▸ **WHAT TO WORK ON**
Search the material and gather each line with "styles" in it.

▸ **DATASET EXTRACT**
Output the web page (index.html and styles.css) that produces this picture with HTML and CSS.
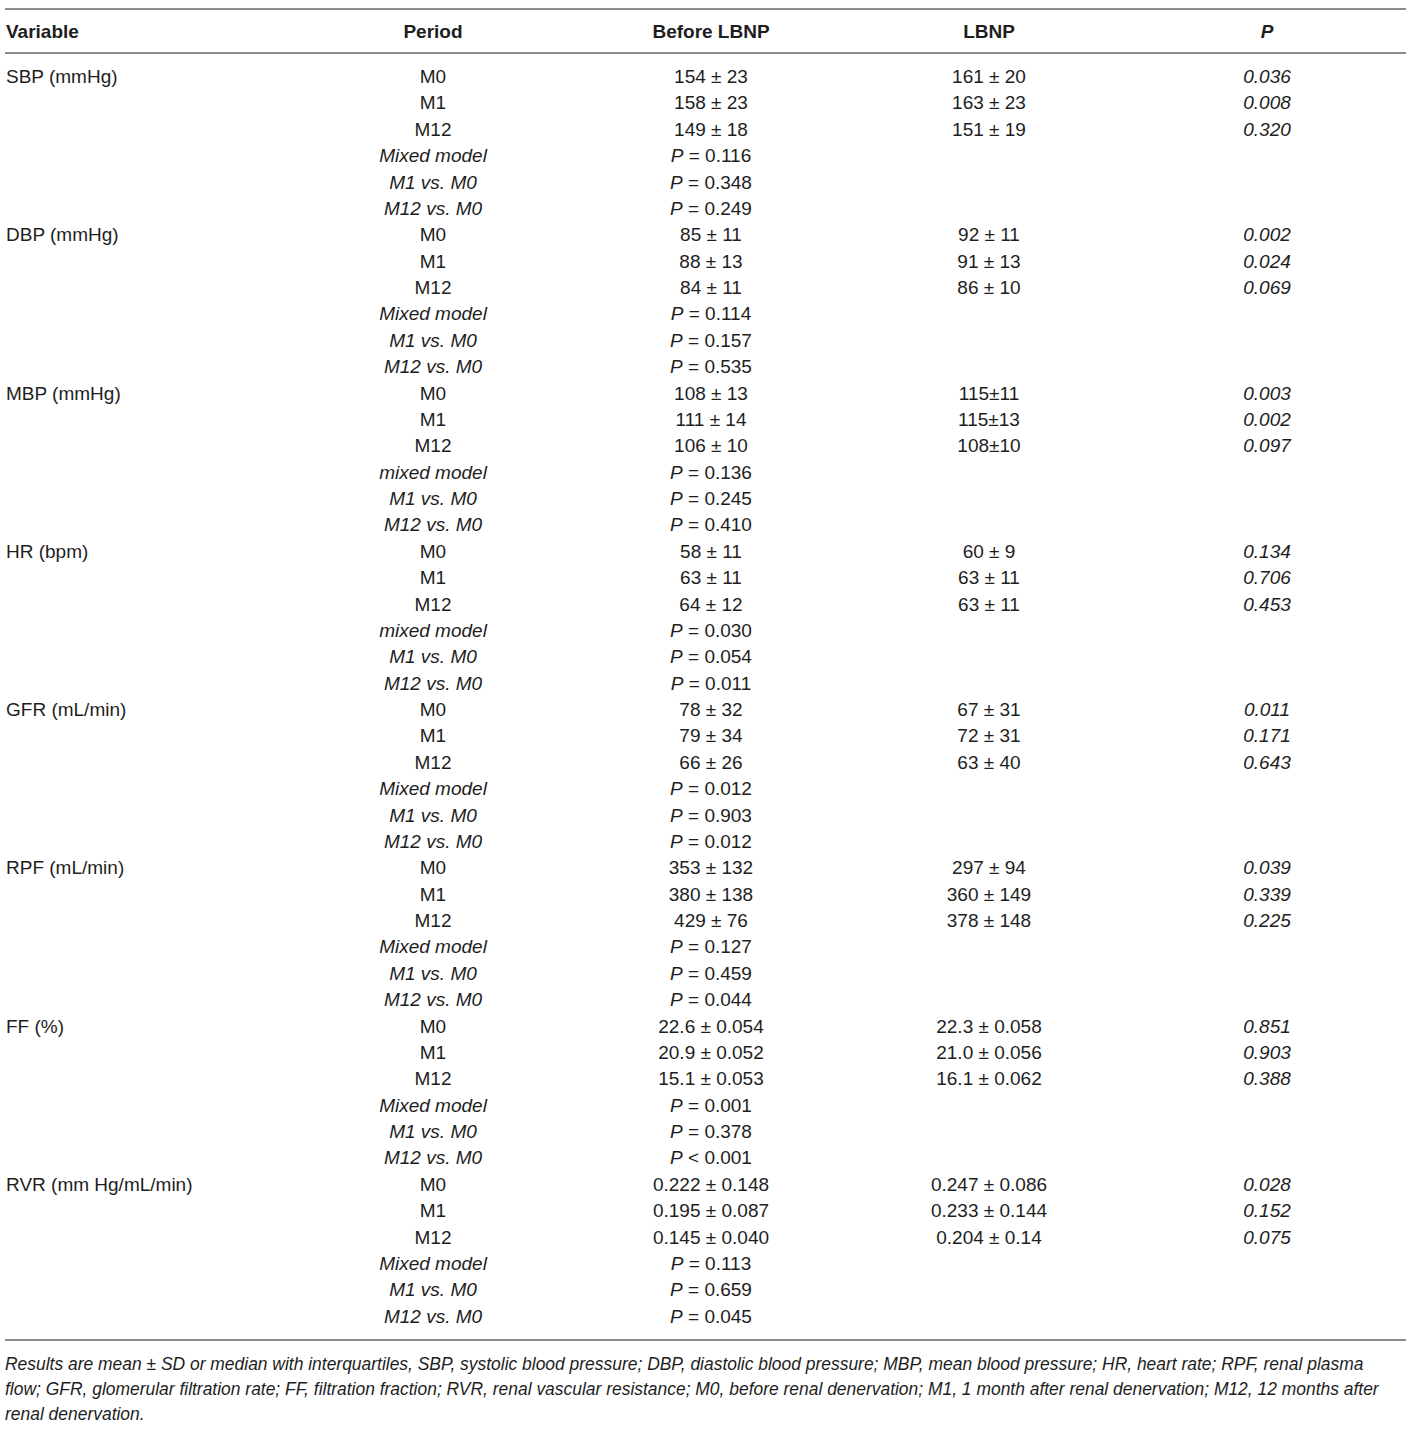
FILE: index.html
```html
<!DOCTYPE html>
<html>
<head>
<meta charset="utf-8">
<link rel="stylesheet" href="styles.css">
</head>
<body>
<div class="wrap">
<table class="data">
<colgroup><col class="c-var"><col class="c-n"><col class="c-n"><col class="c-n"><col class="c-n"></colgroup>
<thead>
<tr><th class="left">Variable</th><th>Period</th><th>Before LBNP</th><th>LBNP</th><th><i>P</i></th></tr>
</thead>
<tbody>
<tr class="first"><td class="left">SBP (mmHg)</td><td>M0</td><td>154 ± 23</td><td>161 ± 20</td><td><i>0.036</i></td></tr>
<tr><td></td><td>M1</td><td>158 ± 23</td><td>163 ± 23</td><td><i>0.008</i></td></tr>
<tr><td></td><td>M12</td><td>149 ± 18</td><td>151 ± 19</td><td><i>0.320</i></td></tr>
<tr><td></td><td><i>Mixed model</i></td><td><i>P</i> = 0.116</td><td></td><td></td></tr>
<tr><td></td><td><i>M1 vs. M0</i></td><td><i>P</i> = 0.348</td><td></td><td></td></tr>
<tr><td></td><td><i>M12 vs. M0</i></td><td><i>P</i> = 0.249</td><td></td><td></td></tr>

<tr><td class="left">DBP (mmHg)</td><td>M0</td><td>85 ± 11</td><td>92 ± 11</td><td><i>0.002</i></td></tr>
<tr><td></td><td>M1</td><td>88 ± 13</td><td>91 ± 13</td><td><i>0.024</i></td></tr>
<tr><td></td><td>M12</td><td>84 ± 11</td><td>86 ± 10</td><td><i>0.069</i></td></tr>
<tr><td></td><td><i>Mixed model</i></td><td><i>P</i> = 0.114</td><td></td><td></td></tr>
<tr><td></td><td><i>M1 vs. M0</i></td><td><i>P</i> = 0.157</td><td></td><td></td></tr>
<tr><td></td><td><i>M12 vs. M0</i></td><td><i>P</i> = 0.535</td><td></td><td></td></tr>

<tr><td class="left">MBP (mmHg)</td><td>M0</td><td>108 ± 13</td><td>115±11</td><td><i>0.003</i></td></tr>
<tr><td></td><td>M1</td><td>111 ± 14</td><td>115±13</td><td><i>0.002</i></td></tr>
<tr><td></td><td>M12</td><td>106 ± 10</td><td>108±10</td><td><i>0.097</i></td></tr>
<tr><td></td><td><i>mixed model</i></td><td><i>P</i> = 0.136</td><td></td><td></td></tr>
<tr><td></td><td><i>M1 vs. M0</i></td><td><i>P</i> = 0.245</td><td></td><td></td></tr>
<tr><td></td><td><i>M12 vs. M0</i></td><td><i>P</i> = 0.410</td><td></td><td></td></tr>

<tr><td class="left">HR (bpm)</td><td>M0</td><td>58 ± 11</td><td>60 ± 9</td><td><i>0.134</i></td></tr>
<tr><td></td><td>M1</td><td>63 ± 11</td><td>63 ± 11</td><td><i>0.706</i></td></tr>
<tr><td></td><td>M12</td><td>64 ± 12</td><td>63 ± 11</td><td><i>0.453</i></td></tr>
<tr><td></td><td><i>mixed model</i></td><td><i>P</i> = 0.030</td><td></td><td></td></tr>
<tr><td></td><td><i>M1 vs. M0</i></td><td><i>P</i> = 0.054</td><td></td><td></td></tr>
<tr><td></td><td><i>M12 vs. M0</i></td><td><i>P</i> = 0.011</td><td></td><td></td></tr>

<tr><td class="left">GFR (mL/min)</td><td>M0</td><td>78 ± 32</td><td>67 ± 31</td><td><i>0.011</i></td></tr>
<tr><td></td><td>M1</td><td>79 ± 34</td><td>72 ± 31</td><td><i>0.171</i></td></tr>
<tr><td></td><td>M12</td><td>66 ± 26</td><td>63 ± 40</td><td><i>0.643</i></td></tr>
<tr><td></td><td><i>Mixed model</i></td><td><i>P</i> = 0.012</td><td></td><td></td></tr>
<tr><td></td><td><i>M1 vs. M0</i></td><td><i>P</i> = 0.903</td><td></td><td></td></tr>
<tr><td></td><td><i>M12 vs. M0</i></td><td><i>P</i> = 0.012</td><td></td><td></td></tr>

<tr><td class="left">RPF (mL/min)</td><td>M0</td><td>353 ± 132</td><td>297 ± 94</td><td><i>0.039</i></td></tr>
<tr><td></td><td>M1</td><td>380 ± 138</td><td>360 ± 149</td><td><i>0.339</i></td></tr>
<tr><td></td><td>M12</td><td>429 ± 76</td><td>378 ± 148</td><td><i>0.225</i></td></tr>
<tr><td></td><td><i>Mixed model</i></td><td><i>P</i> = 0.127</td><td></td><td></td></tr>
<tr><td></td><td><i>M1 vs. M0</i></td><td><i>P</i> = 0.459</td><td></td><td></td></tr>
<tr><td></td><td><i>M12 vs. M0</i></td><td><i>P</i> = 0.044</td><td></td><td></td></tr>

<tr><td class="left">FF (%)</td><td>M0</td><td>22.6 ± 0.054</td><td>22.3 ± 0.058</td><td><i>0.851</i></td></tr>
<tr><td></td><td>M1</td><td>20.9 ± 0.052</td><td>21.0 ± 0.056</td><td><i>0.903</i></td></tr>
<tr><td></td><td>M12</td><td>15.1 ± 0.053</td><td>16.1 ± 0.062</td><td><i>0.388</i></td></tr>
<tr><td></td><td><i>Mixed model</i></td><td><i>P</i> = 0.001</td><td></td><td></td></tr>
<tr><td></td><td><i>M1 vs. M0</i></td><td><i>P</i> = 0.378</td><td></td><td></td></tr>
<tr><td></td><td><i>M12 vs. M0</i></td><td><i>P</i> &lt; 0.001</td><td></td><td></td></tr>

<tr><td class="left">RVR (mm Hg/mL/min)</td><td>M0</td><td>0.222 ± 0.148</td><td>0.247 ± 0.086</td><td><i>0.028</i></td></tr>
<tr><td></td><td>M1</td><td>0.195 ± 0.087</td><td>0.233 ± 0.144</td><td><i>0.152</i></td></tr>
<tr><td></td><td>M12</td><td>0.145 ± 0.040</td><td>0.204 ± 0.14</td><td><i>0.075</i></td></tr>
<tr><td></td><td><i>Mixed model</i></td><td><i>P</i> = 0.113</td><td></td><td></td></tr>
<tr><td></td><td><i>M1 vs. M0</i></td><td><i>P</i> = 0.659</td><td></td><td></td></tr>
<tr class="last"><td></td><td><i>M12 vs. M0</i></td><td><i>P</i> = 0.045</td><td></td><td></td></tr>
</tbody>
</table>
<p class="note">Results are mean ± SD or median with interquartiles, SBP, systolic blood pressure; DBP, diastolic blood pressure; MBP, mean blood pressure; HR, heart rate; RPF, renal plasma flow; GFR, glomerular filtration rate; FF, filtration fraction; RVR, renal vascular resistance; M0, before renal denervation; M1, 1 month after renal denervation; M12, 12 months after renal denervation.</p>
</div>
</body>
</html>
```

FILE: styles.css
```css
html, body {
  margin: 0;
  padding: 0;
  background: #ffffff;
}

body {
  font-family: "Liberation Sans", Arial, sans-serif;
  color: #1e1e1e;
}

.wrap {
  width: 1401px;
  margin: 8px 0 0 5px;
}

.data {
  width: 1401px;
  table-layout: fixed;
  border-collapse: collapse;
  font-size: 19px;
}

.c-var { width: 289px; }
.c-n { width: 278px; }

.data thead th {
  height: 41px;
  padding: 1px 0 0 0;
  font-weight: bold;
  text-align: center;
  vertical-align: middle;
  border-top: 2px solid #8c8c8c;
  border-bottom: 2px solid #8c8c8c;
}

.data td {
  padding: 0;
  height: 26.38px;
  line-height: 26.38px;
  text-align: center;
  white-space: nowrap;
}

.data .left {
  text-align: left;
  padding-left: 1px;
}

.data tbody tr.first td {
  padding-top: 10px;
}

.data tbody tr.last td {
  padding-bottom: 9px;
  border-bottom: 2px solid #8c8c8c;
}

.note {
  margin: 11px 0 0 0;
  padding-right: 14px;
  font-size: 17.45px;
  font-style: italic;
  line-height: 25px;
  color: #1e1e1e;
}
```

▸ **EXERCISE SOLUTION**
Output the web page (index.html and styles.css) that produces this picture with HTML and CSS.
<link rel="stylesheet" href="styles.css">
FILE: styles.css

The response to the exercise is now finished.